-- Start MATERIAL --
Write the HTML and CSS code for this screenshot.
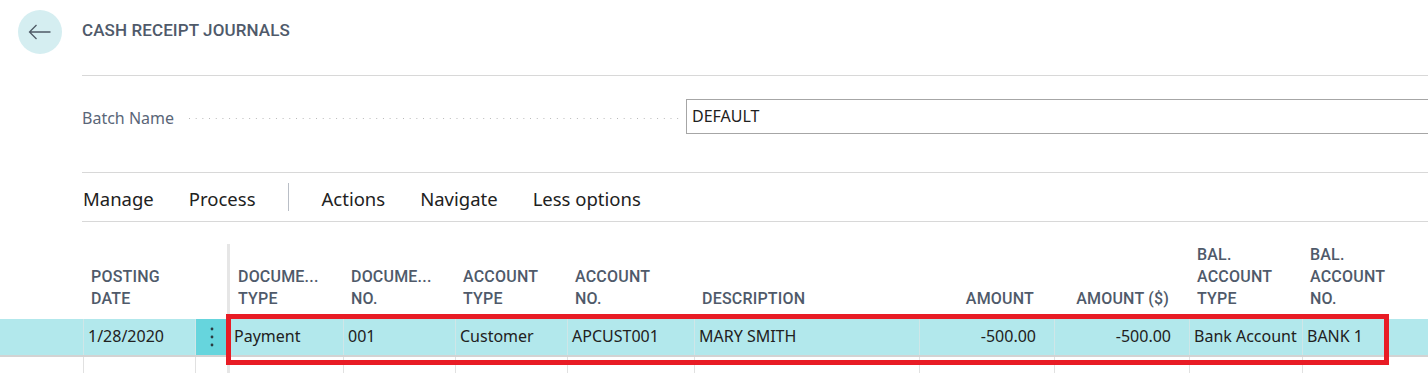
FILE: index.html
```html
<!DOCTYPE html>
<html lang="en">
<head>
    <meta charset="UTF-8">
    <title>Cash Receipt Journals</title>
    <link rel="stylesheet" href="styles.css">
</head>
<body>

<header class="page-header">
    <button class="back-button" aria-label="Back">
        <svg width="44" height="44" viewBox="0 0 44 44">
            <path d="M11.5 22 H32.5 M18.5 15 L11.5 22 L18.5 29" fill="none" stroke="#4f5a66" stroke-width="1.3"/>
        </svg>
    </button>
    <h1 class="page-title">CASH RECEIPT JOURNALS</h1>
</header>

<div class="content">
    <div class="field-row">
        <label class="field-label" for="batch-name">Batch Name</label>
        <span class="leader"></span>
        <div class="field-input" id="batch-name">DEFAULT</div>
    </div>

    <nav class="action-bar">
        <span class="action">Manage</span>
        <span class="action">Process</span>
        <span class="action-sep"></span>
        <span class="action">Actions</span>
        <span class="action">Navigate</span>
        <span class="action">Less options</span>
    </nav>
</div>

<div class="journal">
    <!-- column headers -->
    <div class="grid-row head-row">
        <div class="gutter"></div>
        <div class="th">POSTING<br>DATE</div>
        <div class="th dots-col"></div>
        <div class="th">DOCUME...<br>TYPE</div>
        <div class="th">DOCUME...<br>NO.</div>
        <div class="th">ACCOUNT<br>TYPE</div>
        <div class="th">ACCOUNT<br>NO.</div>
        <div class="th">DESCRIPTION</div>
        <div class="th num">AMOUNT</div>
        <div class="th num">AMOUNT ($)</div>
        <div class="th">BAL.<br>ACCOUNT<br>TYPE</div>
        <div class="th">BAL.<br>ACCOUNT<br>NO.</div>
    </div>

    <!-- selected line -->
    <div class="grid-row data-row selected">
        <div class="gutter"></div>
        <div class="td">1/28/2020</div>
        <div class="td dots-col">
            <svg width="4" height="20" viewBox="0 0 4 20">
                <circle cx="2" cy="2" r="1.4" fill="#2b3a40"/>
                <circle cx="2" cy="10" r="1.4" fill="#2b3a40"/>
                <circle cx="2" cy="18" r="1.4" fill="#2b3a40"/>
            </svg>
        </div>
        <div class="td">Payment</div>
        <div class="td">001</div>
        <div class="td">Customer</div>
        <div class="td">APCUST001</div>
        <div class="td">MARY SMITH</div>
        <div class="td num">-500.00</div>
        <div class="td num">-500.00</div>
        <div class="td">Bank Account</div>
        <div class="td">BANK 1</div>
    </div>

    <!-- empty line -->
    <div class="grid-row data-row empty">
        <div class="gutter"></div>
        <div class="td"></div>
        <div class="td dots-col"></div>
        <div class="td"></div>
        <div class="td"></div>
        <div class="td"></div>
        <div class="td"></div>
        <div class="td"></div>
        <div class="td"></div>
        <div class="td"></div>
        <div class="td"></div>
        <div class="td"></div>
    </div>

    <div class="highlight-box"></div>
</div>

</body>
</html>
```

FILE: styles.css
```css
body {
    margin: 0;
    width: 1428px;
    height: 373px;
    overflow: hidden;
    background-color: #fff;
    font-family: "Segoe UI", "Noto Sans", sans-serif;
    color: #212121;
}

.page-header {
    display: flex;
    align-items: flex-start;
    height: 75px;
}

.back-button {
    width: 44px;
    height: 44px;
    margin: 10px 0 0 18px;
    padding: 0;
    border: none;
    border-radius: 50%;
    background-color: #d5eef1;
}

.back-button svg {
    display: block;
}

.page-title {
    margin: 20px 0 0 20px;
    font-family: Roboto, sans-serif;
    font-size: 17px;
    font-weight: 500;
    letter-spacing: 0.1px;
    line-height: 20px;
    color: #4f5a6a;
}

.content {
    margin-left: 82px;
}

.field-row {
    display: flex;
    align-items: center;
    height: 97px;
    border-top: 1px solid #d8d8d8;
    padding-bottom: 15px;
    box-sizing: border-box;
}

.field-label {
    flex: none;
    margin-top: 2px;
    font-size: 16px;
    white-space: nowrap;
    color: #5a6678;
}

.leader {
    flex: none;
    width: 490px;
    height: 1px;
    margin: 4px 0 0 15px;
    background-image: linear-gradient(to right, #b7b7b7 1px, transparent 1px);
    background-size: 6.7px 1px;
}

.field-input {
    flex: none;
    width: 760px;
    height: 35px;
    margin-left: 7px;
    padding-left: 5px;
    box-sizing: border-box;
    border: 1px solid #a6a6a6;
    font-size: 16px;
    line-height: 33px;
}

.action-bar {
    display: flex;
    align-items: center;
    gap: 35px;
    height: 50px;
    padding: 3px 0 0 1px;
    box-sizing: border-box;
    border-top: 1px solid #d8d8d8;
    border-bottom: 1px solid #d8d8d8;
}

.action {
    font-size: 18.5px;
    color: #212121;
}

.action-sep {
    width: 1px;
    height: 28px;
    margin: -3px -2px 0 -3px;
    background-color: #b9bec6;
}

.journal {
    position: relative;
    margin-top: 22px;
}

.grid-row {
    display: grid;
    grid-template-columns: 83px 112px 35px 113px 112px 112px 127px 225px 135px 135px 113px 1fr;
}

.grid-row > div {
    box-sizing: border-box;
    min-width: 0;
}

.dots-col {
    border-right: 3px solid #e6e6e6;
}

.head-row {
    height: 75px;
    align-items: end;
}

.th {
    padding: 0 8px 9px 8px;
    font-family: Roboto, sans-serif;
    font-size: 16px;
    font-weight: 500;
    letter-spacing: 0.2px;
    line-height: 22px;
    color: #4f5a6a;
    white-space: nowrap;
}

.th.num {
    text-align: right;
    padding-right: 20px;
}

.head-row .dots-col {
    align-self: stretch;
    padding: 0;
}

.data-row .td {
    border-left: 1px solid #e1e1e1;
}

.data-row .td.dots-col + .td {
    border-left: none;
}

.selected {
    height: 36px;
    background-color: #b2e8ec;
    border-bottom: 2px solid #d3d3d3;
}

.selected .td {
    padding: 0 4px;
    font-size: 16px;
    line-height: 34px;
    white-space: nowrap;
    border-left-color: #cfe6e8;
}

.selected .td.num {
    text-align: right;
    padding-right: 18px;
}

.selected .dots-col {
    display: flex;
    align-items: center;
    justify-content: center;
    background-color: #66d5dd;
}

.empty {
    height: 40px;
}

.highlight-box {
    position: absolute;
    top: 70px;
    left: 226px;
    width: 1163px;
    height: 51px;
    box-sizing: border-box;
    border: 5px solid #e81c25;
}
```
-- End MATERIAL --
◆ PROBLEM ◆
Working from the lines above, reproduce the material exactly and exclude its pictures.

◆ FINAL RESULT ◆
Write the HTML and CSS code for this screenshot.
FILE: index.html
```html
<!DOCTYPE html>
<html lang="en">
<head>
    <meta charset="UTF-8">
    <title>Cash Receipt Journals</title>
    <link rel="stylesheet" href="styles.css">
</head>
<body>

<header class="page-header">
    <button class="back-button" aria-label="Back">
        <svg width="44" height="44" viewBox="0 0 44 44">
            <path d="M11.5 22 H32.5 M18.5 15 L11.5 22 L18.5 29" fill="none" stroke="#4f5a66" stroke-width="1.3"/>
        </svg>
    </button>
    <h1 class="page-title">CASH RECEIPT JOURNALS</h1>
</header>

<div class="content">
    <div class="field-row">
        <label class="field-label" for="batch-name">Batch Name</label>
        <span class="leader"></span>
        <div class="field-input" id="batch-name">DEFAULT</div>
    </div>

    <nav class="action-bar">
        <span class="action">Manage</span>
        <span class="action">Process</span>
        <span class="action-sep"></span>
        <span class="action">Actions</span>
        <span class="action">Navigate</span>
        <span class="action">Less options</span>
    </nav>
</div>

<div class="journal">
    <!-- column headers -->
    <div class="grid-row head-row">
        <div class="gutter"></div>
        <div class="th">POSTING<br>DATE</div>
        <div class="th dots-col"></div>
        <div class="th">DOCUME...<br>TYPE</div>
        <div class="th">DOCUME...<br>NO.</div>
        <div class="th">ACCOUNT<br>TYPE</div>
        <div class="th">ACCOUNT<br>NO.</div>
        <div class="th">DESCRIPTION</div>
        <div class="th num">AMOUNT</div>
        <div class="th num">AMOUNT ($)</div>
        <div class="th">BAL.<br>ACCOUNT<br>TYPE</div>
        <div class="th">BAL.<br>ACCOUNT<br>NO.</div>
    </div>

    <!-- selected line -->
    <div class="grid-row data-row selected">
        <div class="gutter"></div>
        <div class="td">1/28/2020</div>
        <div class="td dots-col">
            <svg width="4" height="20" viewBox="0 0 4 20">
                <circle cx="2" cy="2" r="1.4" fill="#2b3a40"/>
                <circle cx="2" cy="10" r="1.4" fill="#2b3a40"/>
                <circle cx="2" cy="18" r="1.4" fill="#2b3a40"/>
            </svg>
        </div>
        <div class="td">Payment</div>
        <div class="td">001</div>
        <div class="td">Customer</div>
        <div class="td">APCUST001</div>
        <div class="td">MARY SMITH</div>
        <div class="td num">-500.00</div>
        <div class="td num">-500.00</div>
        <div class="td">Bank Account</div>
        <div class="td">BANK 1</div>
    </div>

    <!-- empty line -->
    <div class="grid-row data-row empty">
        <div class="gutter"></div>
        <div class="td"></div>
        <div class="td dots-col"></div>
        <div class="td"></div>
        <div class="td"></div>
        <div class="td"></div>
        <div class="td"></div>
        <div class="td"></div>
        <div class="td"></div>
        <div class="td"></div>
        <div class="td"></div>
        <div class="td"></div>
    </div>

    <div class="highlight-box"></div>
</div>

</body>
</html>
```

FILE: styles.css
```css
body {
    margin: 0;
    width: 1428px;
    height: 373px;
    overflow: hidden;
    background-color: #fff;
    font-family: "Segoe UI", "Noto Sans", sans-serif;
    color: #212121;
}

.page-header {
    display: flex;
    align-items: flex-start;
    height: 75px;
}

.back-button {
    width: 44px;
    height: 44px;
    margin: 10px 0 0 18px;
    padding: 0;
    border: none;
    border-radius: 50%;
    background-color: #d5eef1;
}

.back-button svg {
    display: block;
}

.page-title {
    margin: 20px 0 0 20px;
    font-family: Roboto, sans-serif;
    font-size: 17px;
    font-weight: 500;
    letter-spacing: 0.1px;
    line-height: 20px;
    color: #4f5a6a;
}

.content {
    margin-left: 82px;
}

.field-row {
    display: flex;
    align-items: center;
    height: 97px;
    border-top: 1px solid #d8d8d8;
    padding-bottom: 15px;
    box-sizing: border-box;
}

.field-label {
    flex: none;
    margin-top: 2px;
    font-size: 16px;
    white-space: nowrap;
    color: #5a6678;
}

.leader {
    flex: none;
    width: 490px;
    height: 1px;
    margin: 4px 0 0 15px;
    background-image: linear-gradient(to right, #b7b7b7 1px, transparent 1px);
    background-size: 6.7px 1px;
}

.field-input {
    flex: none;
    width: 760px;
    height: 35px;
    margin-left: 7px;
    padding-left: 5px;
    box-sizing: border-box;
    border: 1px solid #a6a6a6;
    font-size: 16px;
    line-height: 33px;
}

.action-bar {
    display: flex;
    align-items: center;
    gap: 35px;
    height: 50px;
    padding: 3px 0 0 1px;
    box-sizing: border-box;
    border-top: 1px solid #d8d8d8;
    border-bottom: 1px solid #d8d8d8;
}

.action {
    font-size: 18.5px;
    color: #212121;
}

.action-sep {
    width: 1px;
    height: 28px;
    margin: -3px -2px 0 -3px;
    background-color: #b9bec6;
}

.journal {
    position: relative;
    margin-top: 22px;
}

.grid-row {
    display: grid;
    grid-template-columns: 83px 112px 35px 113px 112px 112px 127px 225px 135px 135px 113px 1fr;
}

.grid-row > div {
    box-sizing: border-box;
    min-width: 0;
}

.dots-col {
    border-right: 3px solid #e6e6e6;
}

.head-row {
    height: 75px;
    align-items: end;
}

.th {
    padding: 0 8px 9px 8px;
    font-family: Roboto, sans-serif;
    font-size: 16px;
    font-weight: 500;
    letter-spacing: 0.2px;
    line-height: 22px;
    color: #4f5a6a;
    white-space: nowrap;
}

.th.num {
    text-align: right;
    padding-right: 20px;
}

.head-row .dots-col {
    align-self: stretch;
    padding: 0;
}

.data-row .td {
    border-left: 1px solid #e1e1e1;
}

.data-row .td.dots-col + .td {
    border-left: none;
}

.selected {
    height: 36px;
    background-color: #b2e8ec;
    border-bottom: 2px solid #d3d3d3;
}

.selected .td {
    padding: 0 4px;
    font-size: 16px;
    line-height: 34px;
    white-space: nowrap;
    border-left-color: #cfe6e8;
}

.selected .td.num {
    text-align: right;
    padding-right: 18px;
}

.selected .dots-col {
    display: flex;
    align-items: center;
    justify-content: center;
    background-color: #66d5dd;
}

.empty {
    height: 40px;
}

.highlight-box {
    position: absolute;
    top: 70px;
    left: 226px;
    width: 1163px;
    height: 51px;
    box-sizing: border-box;
    border: 5px solid #e81c25;
}
```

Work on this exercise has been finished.